Master data governance should define stewardship by domain. Merchandising may own product hierarchy and attributes, supply chain may own replenishment parameters, finance may own valuation and accounting mappings, and operations may own location structures and count procedures. Identity and access management is directly relevant here because uncontrolled edit rights can quickly degrade data quality after cutover.
| Data object | Primary risk | Governance control |
|---|---|---|
| Product and variant master | Duplicate or incomplete sellable items | Approval workflow, mandatory attributes and duplicate detection rules. |
| Barcode and unit definitions | Receiving and selling mismatches | Controlled standards for pack size, UoM conversion and scan validation. |
| Warehouse and location data | Misstated stock by site or bin | Location ownership, naming standards and restricted structural changes. |
| Opening balances and open transactions | Go-live inventory distortion | Reconciliation checkpoints with finance and operations before load sign-off. |
Testing, training and change management: where governance becomes operational confidence
Testing should be sequenced around business risk, not technical convenience. User Acceptance Testing must validate real retail scenarios: new item setup, supplier purchase, partial receipt, discrepancy handling, inter-warehouse transfer, store replenishment, return to stock, markdown impact, stock count adjustment and period-end reconciliation. UAT should involve business owners who can judge whether the process is controllable, not just whether the screen works.
Performance testing is directly relevant when retailers face peak events, promotion spikes, high SKU counts or heavy integration traffic. Security testing is equally important because inventory and pricing data are commercially sensitive, and role design errors can create fraud or control failures. Governance should require test evidence, defect triage rules and formal sign-off criteria tied to business readiness.
Training strategy should be role-based and operationally timed. Buyers, inventory controllers, warehouse teams, finance users and store support teams need different learning paths. Knowledge transfer should combine process education, transaction practice and exception handling. Organizational change management should address what changes in decision rights, approvals, KPIs and daily routines. In retail, resistance often comes from teams that fear losing local flexibility. Executive messaging should therefore explain which standards are non-negotiable because they protect inventory accuracy and customer service.
- Use scenario-based UAT scripts tied to business outcomes, not generic transaction lists.
- Train super users early so they become local control points during hypercare.
- Publish cutover responsibilities by function, site and hour to reduce ambiguity.
- Measure adoption through process compliance, exception rates and data quality, not attendance alone.
Go-live planning, hypercare and business continuity
Go-live planning should be treated as a controlled business event. Retail cutovers must account for trading calendars, seasonality, supplier cycles, warehouse throughput and financial close windows. A phased rollout may reduce risk for multi-company or multi-warehouse environments, but only if integration and support models can handle coexistence. Big-bang approaches can work when process standardization is high and data quality is proven, but they require stronger command-and-control governance.

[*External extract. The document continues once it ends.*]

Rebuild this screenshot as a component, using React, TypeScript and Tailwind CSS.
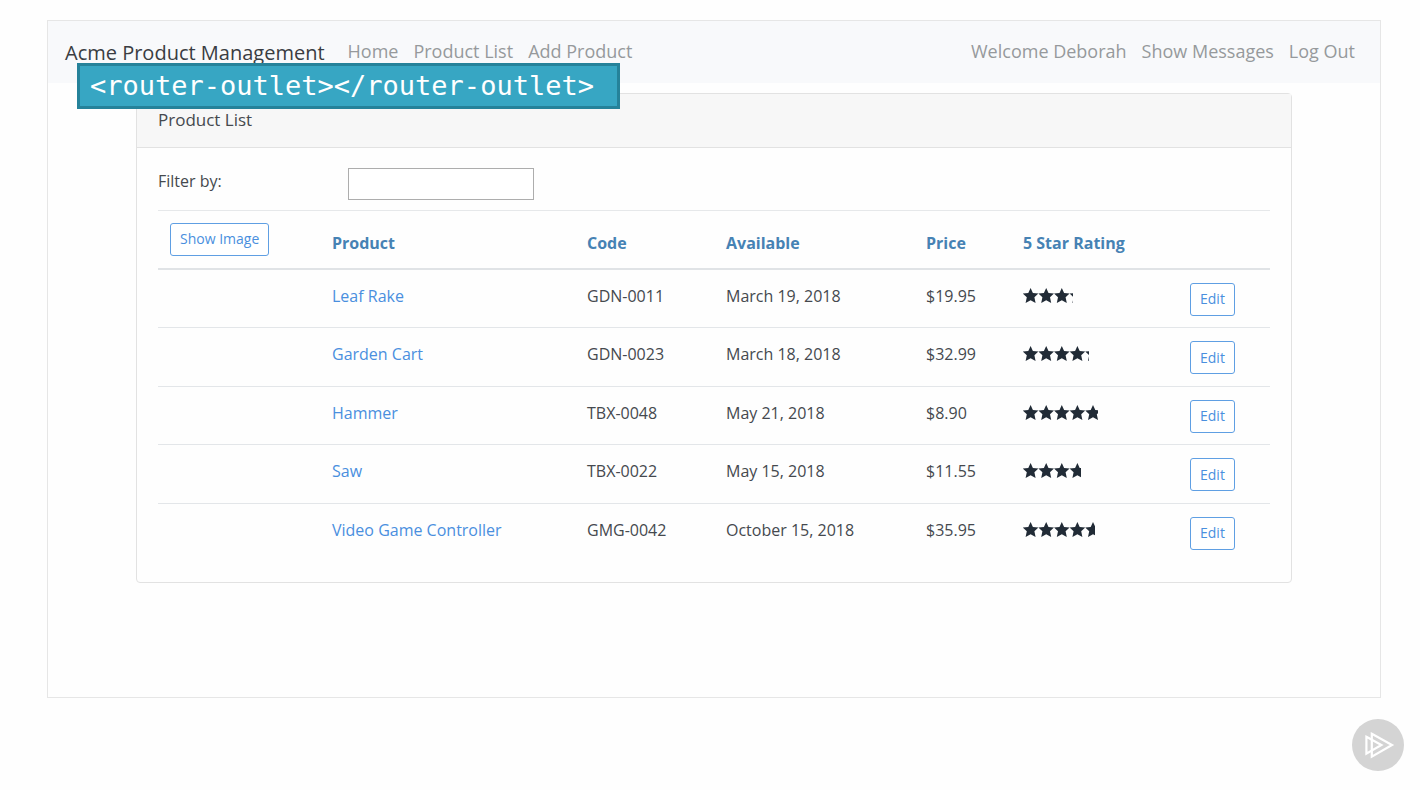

Business continuity planning should define fallback procedures for receiving, shipping, stock inquiry, order capture and critical approvals. Hypercare should include daily operational reviews, defect prioritization by business impact, data reconciliation routines and executive visibility into inventory integrity. The objective is not just issue resolution. It is rapid stabilization of merchandising and stock control so the business can trust the new platform.
Continuous improvement, AI-assisted opportunities and executive ROI
Retail ERP migration should not end at stabilization. Continuous improvement governance should review replenishment performance, stock adjustment patterns, supplier reliability, item setup cycle time, transfer accuracy and reporting usefulness. Workflow automation opportunities often emerge after the core is stable, such as automated approval routing, exception alerts, document capture, supplier communication triggers and guided resolution of inventory discrepancies.

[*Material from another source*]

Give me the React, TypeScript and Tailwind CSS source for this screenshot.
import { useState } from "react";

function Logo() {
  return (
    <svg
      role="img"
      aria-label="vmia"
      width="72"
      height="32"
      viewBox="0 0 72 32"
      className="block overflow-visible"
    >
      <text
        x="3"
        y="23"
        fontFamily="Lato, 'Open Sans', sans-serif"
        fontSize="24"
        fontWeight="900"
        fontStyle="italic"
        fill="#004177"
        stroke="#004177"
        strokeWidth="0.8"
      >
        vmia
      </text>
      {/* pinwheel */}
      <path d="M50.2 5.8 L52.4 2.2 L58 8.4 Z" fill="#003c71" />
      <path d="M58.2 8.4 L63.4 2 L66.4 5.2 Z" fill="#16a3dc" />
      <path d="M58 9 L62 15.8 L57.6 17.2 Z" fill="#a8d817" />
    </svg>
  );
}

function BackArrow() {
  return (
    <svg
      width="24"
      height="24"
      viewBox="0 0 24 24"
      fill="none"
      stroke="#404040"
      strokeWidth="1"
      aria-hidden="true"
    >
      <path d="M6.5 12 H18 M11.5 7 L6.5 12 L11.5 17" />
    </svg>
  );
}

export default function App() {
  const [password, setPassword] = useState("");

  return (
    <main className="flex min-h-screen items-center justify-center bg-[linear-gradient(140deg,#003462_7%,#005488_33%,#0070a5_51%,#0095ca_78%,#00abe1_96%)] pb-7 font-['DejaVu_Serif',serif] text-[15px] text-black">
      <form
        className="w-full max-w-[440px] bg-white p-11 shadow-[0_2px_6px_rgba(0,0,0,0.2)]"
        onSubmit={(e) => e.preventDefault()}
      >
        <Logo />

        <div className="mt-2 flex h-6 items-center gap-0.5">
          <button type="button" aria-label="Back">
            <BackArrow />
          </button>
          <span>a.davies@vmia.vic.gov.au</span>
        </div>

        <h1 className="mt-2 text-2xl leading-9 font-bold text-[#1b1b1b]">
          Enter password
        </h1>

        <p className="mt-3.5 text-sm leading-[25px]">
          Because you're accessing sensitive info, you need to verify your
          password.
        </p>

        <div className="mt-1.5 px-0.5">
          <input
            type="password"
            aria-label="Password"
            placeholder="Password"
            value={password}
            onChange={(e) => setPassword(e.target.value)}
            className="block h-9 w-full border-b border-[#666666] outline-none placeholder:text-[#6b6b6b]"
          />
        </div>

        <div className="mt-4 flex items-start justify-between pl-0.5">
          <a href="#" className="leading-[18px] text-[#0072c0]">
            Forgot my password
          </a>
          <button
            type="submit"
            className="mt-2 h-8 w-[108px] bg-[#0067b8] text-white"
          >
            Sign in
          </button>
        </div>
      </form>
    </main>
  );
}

AI-assisted implementation opportunities are most valuable when applied to data quality and operational insight rather than uncontrolled automation. Examples include assisted product attribute classification, anomaly detection in stock movements, prioritization of migration cleansing tasks, test case generation from process maps and support knowledge retrieval during hypercare. These uses should remain governed, auditable and aligned with business controls.
Business ROI should be evaluated through measurable operational outcomes: improved inventory accuracy, reduced manual reconciliation, faster product onboarding, better replenishment discipline, lower exception handling effort and stronger management visibility. Business intelligence and analytics become more valuable once governance improves data consistency. Executive teams should expect ROI from better decisions and lower operational friction, not from software replacement alone.
Executive recommendations and future trends
For CIOs, CTOs and transformation leaders, the priority is to govern retail ERP migration as an enterprise operating model redesign. Start with business risk, assign data ownership early, standardize the processes that protect inventory truth, and keep customization under architectural control. Build integrations around APIs, not local workarounds. Test with real retail scenarios. Train for exceptions, not just happy paths. And treat hypercare as a business stabilization phase with executive oversight.
Future trends point toward more composable retail architectures, stronger event-driven integration, broader use of analytics for inventory health, and selective AI assistance in data stewardship and exception management. Cloud ERP programs will also place greater emphasis on observability, release governance and managed operations. For partners and system integrators, this creates demand for implementation models that combine business consulting, technical architecture and reliable cloud execution. That is where a partner-first ecosystem approach, including white-label platform and managed cloud support from providers such as SysGenPro, can help delivery teams scale without compromising governance.
Executive Conclusion
Retail ERP migration governance is ultimately about protecting commercial execution. Merchandising quality and inventory accuracy improve when leadership aligns process ownership, architecture decisions, data controls, testing discipline and change management around a shared operating model. Odoo can be a strong retail modernization platform when implemented with configuration-first discipline, selective extension, API-first integration and rigorous master data governance. The executive mandate is clear: govern the migration to preserve stock truth, accelerate decisions and create a scalable retail foundation that the business can trust.